Task to carry out: Where a line in the listing below contains the word "styles", copy that line.

Data block:

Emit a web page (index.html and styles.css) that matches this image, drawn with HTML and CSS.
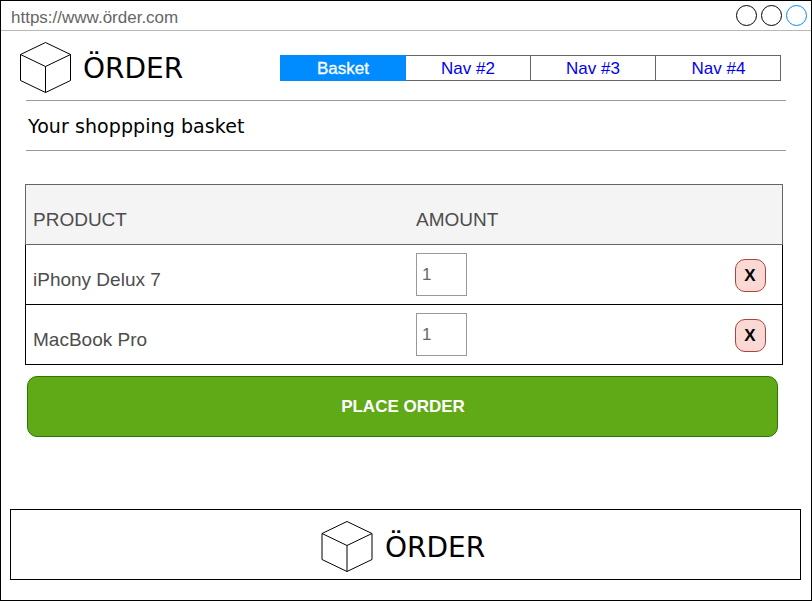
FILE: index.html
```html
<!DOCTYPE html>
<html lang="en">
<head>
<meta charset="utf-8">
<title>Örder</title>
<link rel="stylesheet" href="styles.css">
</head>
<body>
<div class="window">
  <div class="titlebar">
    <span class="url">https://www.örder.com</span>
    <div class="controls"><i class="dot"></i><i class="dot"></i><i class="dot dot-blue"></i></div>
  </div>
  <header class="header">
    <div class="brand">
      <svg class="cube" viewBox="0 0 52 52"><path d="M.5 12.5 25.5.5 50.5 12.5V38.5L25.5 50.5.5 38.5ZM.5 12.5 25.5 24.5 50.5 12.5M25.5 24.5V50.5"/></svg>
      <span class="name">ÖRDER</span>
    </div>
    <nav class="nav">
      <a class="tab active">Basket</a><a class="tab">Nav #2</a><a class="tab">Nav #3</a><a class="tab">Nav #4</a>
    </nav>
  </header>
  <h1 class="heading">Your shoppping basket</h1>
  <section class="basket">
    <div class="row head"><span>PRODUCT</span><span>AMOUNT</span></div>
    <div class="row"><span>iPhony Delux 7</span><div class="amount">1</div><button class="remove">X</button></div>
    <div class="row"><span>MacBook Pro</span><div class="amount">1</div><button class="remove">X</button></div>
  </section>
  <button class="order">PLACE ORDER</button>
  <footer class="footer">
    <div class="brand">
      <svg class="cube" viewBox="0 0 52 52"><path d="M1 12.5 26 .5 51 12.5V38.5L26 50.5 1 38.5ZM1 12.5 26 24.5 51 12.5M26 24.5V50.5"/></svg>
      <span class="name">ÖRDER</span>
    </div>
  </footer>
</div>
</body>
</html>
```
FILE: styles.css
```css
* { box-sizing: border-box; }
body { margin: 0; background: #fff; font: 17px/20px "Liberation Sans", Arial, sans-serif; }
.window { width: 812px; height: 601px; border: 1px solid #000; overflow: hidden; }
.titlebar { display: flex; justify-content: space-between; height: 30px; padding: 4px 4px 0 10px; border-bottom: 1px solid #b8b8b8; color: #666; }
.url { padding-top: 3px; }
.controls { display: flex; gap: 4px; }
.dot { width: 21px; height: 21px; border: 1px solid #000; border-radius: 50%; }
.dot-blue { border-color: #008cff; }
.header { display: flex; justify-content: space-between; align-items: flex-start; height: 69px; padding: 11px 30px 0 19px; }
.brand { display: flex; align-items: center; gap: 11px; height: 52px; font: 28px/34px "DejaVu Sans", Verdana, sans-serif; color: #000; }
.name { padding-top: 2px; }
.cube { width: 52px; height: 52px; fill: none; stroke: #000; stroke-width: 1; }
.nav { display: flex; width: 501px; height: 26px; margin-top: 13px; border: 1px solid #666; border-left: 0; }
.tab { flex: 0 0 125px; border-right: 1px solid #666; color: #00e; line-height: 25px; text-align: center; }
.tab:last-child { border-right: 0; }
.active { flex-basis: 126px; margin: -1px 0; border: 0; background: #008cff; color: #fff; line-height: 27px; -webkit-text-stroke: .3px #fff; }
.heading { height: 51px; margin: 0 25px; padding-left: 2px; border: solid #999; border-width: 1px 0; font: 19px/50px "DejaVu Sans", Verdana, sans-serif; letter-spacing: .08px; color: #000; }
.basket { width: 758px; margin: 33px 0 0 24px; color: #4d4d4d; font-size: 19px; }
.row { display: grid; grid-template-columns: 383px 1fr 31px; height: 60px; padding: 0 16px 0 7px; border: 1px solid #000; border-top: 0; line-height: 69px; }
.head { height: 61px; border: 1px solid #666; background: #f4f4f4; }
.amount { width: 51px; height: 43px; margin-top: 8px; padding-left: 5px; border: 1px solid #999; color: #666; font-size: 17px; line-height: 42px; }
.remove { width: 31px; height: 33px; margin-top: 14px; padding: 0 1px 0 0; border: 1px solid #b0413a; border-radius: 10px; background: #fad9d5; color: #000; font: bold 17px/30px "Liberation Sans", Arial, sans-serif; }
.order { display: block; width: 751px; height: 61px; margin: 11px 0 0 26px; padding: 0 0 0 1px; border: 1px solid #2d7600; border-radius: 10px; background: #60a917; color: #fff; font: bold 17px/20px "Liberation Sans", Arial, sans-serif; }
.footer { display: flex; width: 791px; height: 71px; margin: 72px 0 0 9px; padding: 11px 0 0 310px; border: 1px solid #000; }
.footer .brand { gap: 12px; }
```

Expected answer:
Emit a web page (index.html and styles.css) that matches this image, drawn with HTML and CSS.
<link rel="stylesheet" href="styles.css">
FILE: styles.css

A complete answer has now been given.